My verse, in case you’re wondering, was a bit more obscure. It was I Chronicles 26:18. It reads, “At Parbar westward, four at the causeway, and two at Parbar.” Makes absolutely no sense as a life verse – or in some ways a Bible verse. When I was asked to recite my life verse I would do so dutifully and enjoy the blank looks and the hurried scrambling to see if that was really in the Bible. I guess I was a bad Quaker even back then.

But that verse was actually a good life verse for me precisely because it was so ambiguous and for the questions it raised.

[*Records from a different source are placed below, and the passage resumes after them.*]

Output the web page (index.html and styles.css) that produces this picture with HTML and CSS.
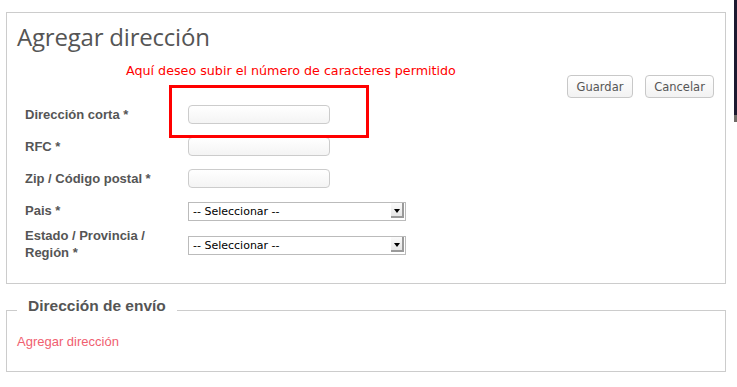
FILE: index.html
```html
<!DOCTYPE html>
<html lang="es">
<head>
    <meta charset="UTF-8">
    <meta name="viewport" content="width=device-width, initial-scale=1.0">
    <title>Agregar dirección</title>
    <link rel="stylesheet" href="styles.css">
</head>
<body>
    <div class="page">
        <div class="content">
            <div class="panel">
                <h1>Agregar dirección</h1>
                <div class="toolbar">
                    <span class="note">Aquí deseo subir el número de caracteres permitido</span>
                    <div class="actions">
                        <button type="button" class="btn btn-save">Guardar</button>
                        <button type="button" class="btn btn-cancel">Cancelar</button>
                    </div>
                </div>
                <div class="highlight"></div>
                <form class="address-form">
                    <div class="form-row">
                        <label for="alias">Dirección corta *</label>
                        <input type="text" id="alias" name="alias">
                    </div>
                    <div class="form-row">
                        <label for="rfc">RFC *</label>
                        <input type="text" id="rfc" name="rfc">
                    </div>
                    <div class="form-row">
                        <label for="zip">Zip / Código postal *</label>
                        <input type="text" id="zip" name="zip">
                    </div>
                    <div class="form-row">
                        <label for="country">Pais *</label>
                        <div class="select-wrap">
                            <select id="country" name="country">
                                <option>-- Seleccionar --</option>
                            </select>
                        </div>
                    </div>
                    <div class="form-row tall">
                        <label for="state">Estado / Provincia /<br>Región *</label>
                        <div class="select-wrap">
                            <select id="state" name="state">
                                <option>-- Seleccionar --</option>
                            </select>
                        </div>
                    </div>
                </form>
            </div>

            <fieldset class="shipping">
                <legend>Dirección de envío</legend>
                <a href="#" class="add-link">Agregar dirección</a>
            </fieldset>
        </div>
        <div class="edge"></div>
    </div>
</body>
</html>
```

FILE: styles.css
```css
body {
    margin: 0;
    background: #fff;
    font-family: "Liberation Sans", Arial, sans-serif;
    color: #555;
}
.page {
    display: flex;
    align-items: flex-start;
}
.content {
    width: 734px;
}
.edge {
    width: 3px;
    height: 115px;
    background: #1d1a30;
    border-bottom: 7px solid #6e6a66;
}
.panel {
    position: relative;
    box-sizing: border-box;
    width: 720px;
    margin: 12px 0 0 6px;
    padding: 9px 10px 21px;
    border: 1px solid #ccc;
}
h1 {
    margin: 0;
    font-family: "Open Sans", sans-serif;
    font-weight: 400;
    font-size: 24px;
    letter-spacing: -0.2px;
    line-height: 30px;
    color: #555;
}
.toolbar {
    display: flex;
    justify-content: space-between;
    align-items: flex-start;
    margin-top: 10px;
}
.note {
    margin-left: 109px;
    font-family: "DejaVu Sans", sans-serif;
    font-size: 12.7px;
    line-height: 18px;
    color: #f00;
}
.actions {
    display: flex;
    gap: 12px;
    margin-top: 13px;
    margin-right: 1px;
}
.btn {
    box-sizing: border-box;
    height: 23px;
    padding: 0;
    font-family: "DejaVu Sans", sans-serif;
    font-size: 11.5px;
    color: #555;
    background: linear-gradient(#fff, #f2f2f2);
    border: 1px solid #c8c8c8;
    border-radius: 4px;
}
.btn-save {
    width: 66px;
}
.btn-cancel {
    width: 69px;
}
.highlight {
    position: absolute;
    left: 162px;
    top: 72px;
    width: 200px;
    height: 53px;
    box-sizing: border-box;
    border: 3px solid #f00;
}
.address-form {
    padding-left: 8px;
}
.form-row {
    display: flex;
    align-items: center;
    height: 32px;
}
.form-row.tall {
    height: 36px;
}
.form-row label {
    width: 163px;
    font-weight: bold;
    font-size: 13px;
    line-height: 17px;
    color: #555;
}
.form-row input {
    box-sizing: border-box;
    width: 142px;
    height: 19px;
    padding: 0 4px;
    border: 1px solid #ccc;
    border-radius: 4px;
    background: linear-gradient(#fff, #f4f4f4);
}
.select-wrap {
    position: relative;
    width: 218px;
    height: 19px;
}
.select-wrap select {
    appearance: none;
    box-sizing: border-box;
    width: 100%;
    height: 19px;
    padding: 0 0 0 4px;
    font-family: "DejaVu Sans", sans-serif;
    font-size: 11px;
    color: #000;
    background: #fff;
    border: 1px solid #bbb;
    border-radius: 0;
}
.select-wrap::after {
    content: "";
    position: absolute;
    top: 2px;
    right: 2px;
    width: 13px;
    height: 15px;
    box-sizing: border-box;
    background: linear-gradient(#fbfbfb, #e6e6e6);
    border-right: 2px solid #9a9a9a;
    border-bottom: 2px solid #9a9a9a;
}
.select-wrap::before {
    content: "";
    position: absolute;
    z-index: 1;
    top: 8px;
    right: 6px;
    border-left: 3px solid transparent;
    border-right: 3px solid transparent;
    border-top: 4px solid #000;
}
.shipping {
    box-sizing: border-box;
    width: 720px;
    margin: 13px 0 0 6px;
    padding: 9px 10px 21px;
    border: 1px solid #ccc;
}
.shipping legend {
    margin-left: 0;
    padding: 0 11px 8px;
    font-weight: bold;
    font-size: 15.5px;
    line-height: 18px;
    color: #555;
}
.add-link {
    font-size: 13px;
    color: #f06070;
    text-decoration: none;
}
```
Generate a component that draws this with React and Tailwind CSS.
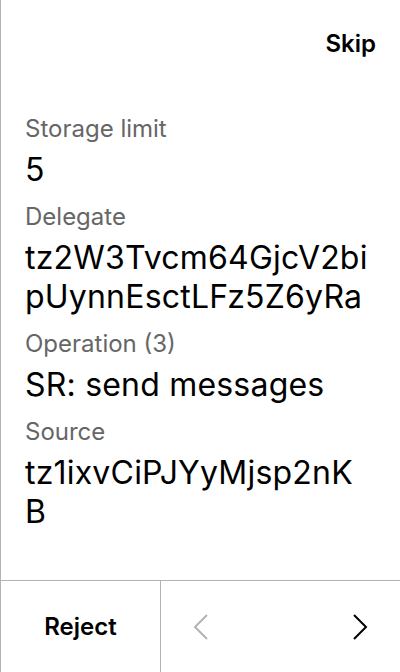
import React from "react";

// values are listed line by line, as the device wraps them
const fields = [
  { label: "Storage limit", lines: ["5"] },
  { label: "Delegate", lines: ["tz2W3Tvcm64GjcV2bi", "pUynnEsctLFz5Z6yRa"] },
  { label: "Operation (3)", lines: ["SR: send messages"] },
  { label: "Source", lines: ["tz1ixvCiPJYyMjsp2nK", "B"] },
];

const Chevron = ({ dir, className }) => (
  <svg
    width="16"
    height="26"
    viewBox="0 0 16 26"
    fill="none"
    stroke="currentColor"
    strokeWidth="2"
    className={className}
  >
    {dir === "left" ? (
      <polyline points="14,1 2,13 14,25" />
    ) : (
      <polyline points="2,1 14,13 2,25" />
    )}
  </svg>
);

const App = () => {
  return (
    <div className="w-[400px] h-[672px] flex flex-col bg-white border-l border-[#b3b3b3] font-['Inter',sans-serif] text-black">
      <div className="h-[88px] flex items-center justify-end px-6">
        <button type="button" className="text-[24px] font-semibold">
          Skip
        </button>
      </div>

      <div className="flex-1 flex flex-col gap-[12px] px-6 pt-[25px]">
        {fields.map((f) => (
          <div key={f.label} className="flex flex-col">
            <div className="text-[24px] leading-[32px] text-[#666666]">
              {f.label}
            </div>
            <div className="mt-[5px] text-[32px] leading-[39px] tracking-[0.2px]">
              {f.lines.map((line) => (
                <div key={line}>{line}</div>
              ))}
            </div>
          </div>
        ))}
      </div>

      <div className="h-[92px] flex border-t border-[#b3b3b3]">
        <button
          type="button"
          className="w-[160px] flex items-center justify-center text-[24px] font-semibold border-r border-[#b3b3b3]"
        >
          Reject
        </button>
        <div className="flex-1 flex items-center justify-between px-8">
          <Chevron dir="left" className="text-[#b3b3b3]" />
          <Chevron dir="right" className="text-black" />
        </div>
      </div>
    </div>
  );
};

export default App;
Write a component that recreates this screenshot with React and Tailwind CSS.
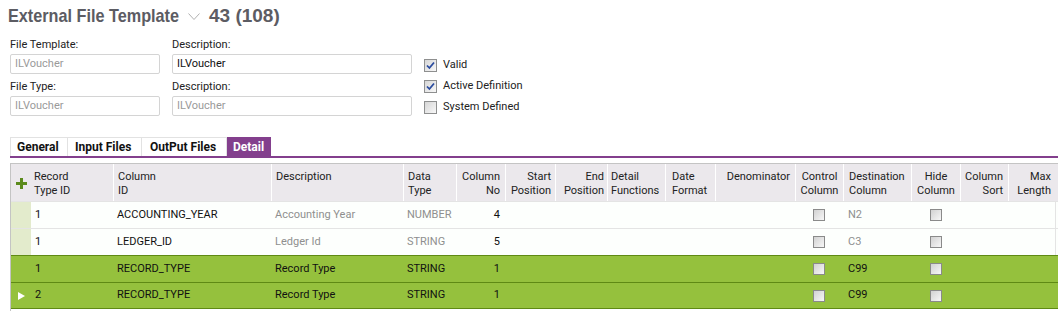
import React from "react";

const COLS =
  "grid grid-cols-[20px_82px_158px_132px_53px_49px_50px_52px_58px_50px_80px_48px_68px_49px_48px_48px]";

const headers = [
  { t: ["Record", "Type ID"], c: "text-left pl-[3px]", noSep: true },
  { t: ["Column", "ID"], c: "text-left pl-[4px]" },
  { t: ["Description"], c: "text-left pl-[4px]" },
  { t: ["Data", "Type"], c: "text-left pl-[4px]" },
  { t: ["Column", "No"], c: "text-right pr-[5px]" },
  { t: ["Start", "Position"], c: "text-right pr-[4px]" },
  { t: ["End", "Position"], c: "text-right pr-[3px]" },
  { t: ["Detail", "Functions"], c: "text-left pl-[3px]" },
  { t: ["Date", "Format"], c: "text-left pl-[6px]" },
  { t: ["Denominator"], c: "text-right pr-[5px]" },
  { t: ["Control", "Column"], c: "text-center" },
  { t: ["Destination", "Column"], c: "text-left pl-[5px]" },
  { t: ["Hide", "Column"], c: "text-center" },
  { t: ["Column", "Sort"], c: "text-right pr-[5px]" },
  { t: ["Max", "Length"], c: "text-right pr-[5px]" },
];

const rows = [
  { id: "1", col: "ACCOUNTING_YEAR", desc: "Accounting Year", type: "NUMBER", no: "4", dest: "N2", green: false },
  { id: "1", col: "LEDGER_ID", desc: "Ledger Id", type: "STRING", no: "5", dest: "C3", green: false },
  { id: "1", col: "RECORD_TYPE", desc: "Record Type", type: "STRING", no: "1", dest: "C99", green: true },
  { id: "2", col: "RECORD_TYPE", desc: "Record Type", type: "STRING", no: "1", dest: "C99", green: true, arrow: true },
];

function FormCheck({ checked, label }) {
  return (
    <div className="flex items-center h-[21px]">
      <div className="w-[13px] h-[13px] border border-[#8e8f8f] bg-gradient-to-br from-[#d6d6d6] to-[#f8f8f8] flex items-center justify-center">
        {checked && (
          <svg width="9" height="9" viewBox="0 0 9 9">
            <path d="M1 4.5 L3.4 7 L8 1.5" fill="none" stroke="#2a4b9e" strokeWidth="1.8" />
          </svg>
        )}
      </div>
      <span className="ml-[6px] text-[#222]">{label}</span>
    </div>
  );
}

function GridCheck() {
  return (
    <div className="w-[12px] h-[12px] border border-[#8a8a8a] bg-gradient-to-br from-[#d2d2d2] to-[#f7f7f7]" />
  );
}

function Input({ value, dark, w }) {
  return (
    <div
      className={`${w} h-[20px] border border-[#d4d4d4] rounded-[2px] bg-white flex items-center pl-[4px] ${
        dark ? "text-[#111]" : "text-[#9a9a9a]"
      }`}
    >
      {value}
    </div>
  );
}

const titleFont = { fontFamily: '"Liberation Sans", Arial, sans-serif' };

export default function App() {
  return (
    <div
      className="w-[1058px] h-[311px] bg-white overflow-hidden text-[11px]"
      style={{ fontFamily: 'Roboto, "Liberation Sans", Arial, sans-serif' }}
    >
      {/* Title */}
      <div className="h-[35px] pl-[8px] pt-[4px] flex items-start">
        <div className="w-[174px] h-[24px] overflow-visible">
          <span
            className="inline-block origin-left scale-x-[0.854] whitespace-nowrap text-[19px] leading-[24px] font-bold text-[#5c5c63]"
            style={titleFont}
          >
            External File Template
          </span>
        </div>
        <svg width="12" height="8" viewBox="0 0 12 8" className="ml-[6px] mt-[9px]">
          <polyline points="0.5,0.5 6,6.5 11.5,0.5" fill="none" stroke="#b0b0b0" strokeWidth="1" />
        </svg>
        <span
          className="ml-[9px] whitespace-nowrap text-[19px] leading-[24px] font-bold text-[#5c5c63]"
          style={titleFont}
        >
          43 (108)
        </span>
      </div>

      {/* Form */}
      <div className="flex pl-[10px] mt-[2px]">
        <div className="flex flex-col w-[162px]">
          <div className="h-[16px] leading-[16px] text-[#222]">File Template:</div>
          <div className="mt-[1px]"><Input value="ILVoucher" w="w-[150px]" /></div>
          <div className="mt-[5px] h-[16px] leading-[16px] text-[#222]">File Type:</div>
          <div className="mt-[1px]"><Input value="ILVoucher" w="w-[150px]" /></div>
        </div>
        <div className="flex flex-col w-[252px]">
          <div className="h-[16px] leading-[16px] text-[#222]">Description:</div>
          <div className="mt-[1px]"><Input value="ILVoucher" dark w="w-[240px]" /></div>
          <div className="mt-[5px] h-[16px] leading-[16px] text-[#222]">Description:</div>
          <div className="mt-[1px]"><Input value="ILVoucher" w="w-[240px]" /></div>
        </div>
        <div className="flex flex-col pt-[18px]">
          <FormCheck checked label="Valid" />
          <FormCheck checked label="Active Definition" />
          <FormCheck label="System Defined" />
        </div>
      </div>

      {/* Tabs */}
      <div className="ml-[10px] mt-[19px]">
        <div className="flex h-[19px] text-[12px] font-bold">
          <div className="w-[58px] border-l border-t border-r border-[#e2e2e2] flex items-center pl-[6px] text-[#111]">General</div>
          <div className="w-[74px] border-t border-r border-[#e2e2e2] flex items-center pl-[7px] text-[#111]">Input Files</div>
          <div className="w-[85px] border-t border-r border-[#e2e2e2] flex items-center pl-[8px] text-[#111]">OutPut Files</div>
          <div className="w-[44px] bg-[#833f8d] flex items-center pl-[6px] text-white">Detail</div>
        </div>
        <div className="h-[2px] bg-[#833f8d]" />
      </div>

      {/* Grid */}
      <div className="ml-[10px] mt-[5px] border-l border-[#c4c4c4] h-[200px]">
        <div className="border-t border-[#c4c4c4]">
          {/* Header */}
          <div className={`${COLS} h-[37px] bg-[#ebe8ec] text-[#222] leading-[14px]`}>
            <div className="flex items-center justify-center pt-[2px]">
              <svg width="11" height="11" viewBox="0 0 11 11">
                <rect x="4" y="0" width="3" height="11" fill="#5b8a1c" />
                <rect x="0" y="4" width="11" height="3" fill="#5b8a1c" />
              </svg>
            </div>
            {headers.map((h, i) => (
              <div
                key={i}
                className={`${h.noSep ? "" : "border-l border-white"} pt-[6px] ${h.c} whitespace-nowrap`}
              >
                {h.t.map((l, j) => (
                  <div key={j}>{l}</div>
                ))}
              </div>
            ))}
          </div>

          {/* Rows */}
          {rows.map((r, i) => {
            const base = r.green ? "bg-[#95c13d]" : "bg-[#fdfffd]";
            const border = r.green ? "border-[#5f8a14]" : "border-[#e4e4e4]";
            const sub = r.green ? "text-[#111]" : "text-[#8f8f8f]";
            return (
              <div
                key={i}
                className={`${COLS} h-[27px] border-t ${border} ${base} text-[#111] items-center ${
                  i === rows.length - 1 ? "border-b" : ""
                }`}
              >
                <div className={`h-full flex items-center justify-center ${r.green ? "" : "bg-[#e3ebcc]"}`}>
                  {r.arrow && (
                    <svg width="7" height="8" viewBox="0 0 7 8">
                      <polygon points="0,0 7,4 0,8" fill="#ffffff" />
                    </svg>
                  )}
                </div>
                <div className="pl-[4px]">{r.id}</div>
                <div className="pl-[4px]">{r.col}</div>
                <div className={`pl-[4px] ${sub}`}>{r.desc}</div>
                <div className={`pl-[4px] ${sub}`}>{r.type}</div>
                <div className="pr-[5px] text-right">{r.no}</div>
                <div />
                <div />
                <div />
                <div />
                <div />
                <div className="flex justify-center"><GridCheck /></div>
                <div className={`pl-[5px] ${sub}`}>{r.dest}</div>
                <div className="flex justify-center"><GridCheck /></div>
                <div />
                <div className={`h-full ${r.green ? "" : "border-r border-[#e4e4e4]"}`} />
              </div>
            );
          })}
        </div>
      </div>
    </div>
  );
}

It allowed me space to wrestle with questions of faith and the role of scripture and all the other stuff.

So I wonder, as part of this sort of on-line Bible study, what verses – life or otherwise – have been important to you? And why? And how do you see the Bible? And why?

The Bible remains very important to me (though I don’t memorize it -- looking for loopholes or for edification – as much as I should). It does remain a lamp unto my feet and a light unto my path – even when I’m trying to puzzle it out.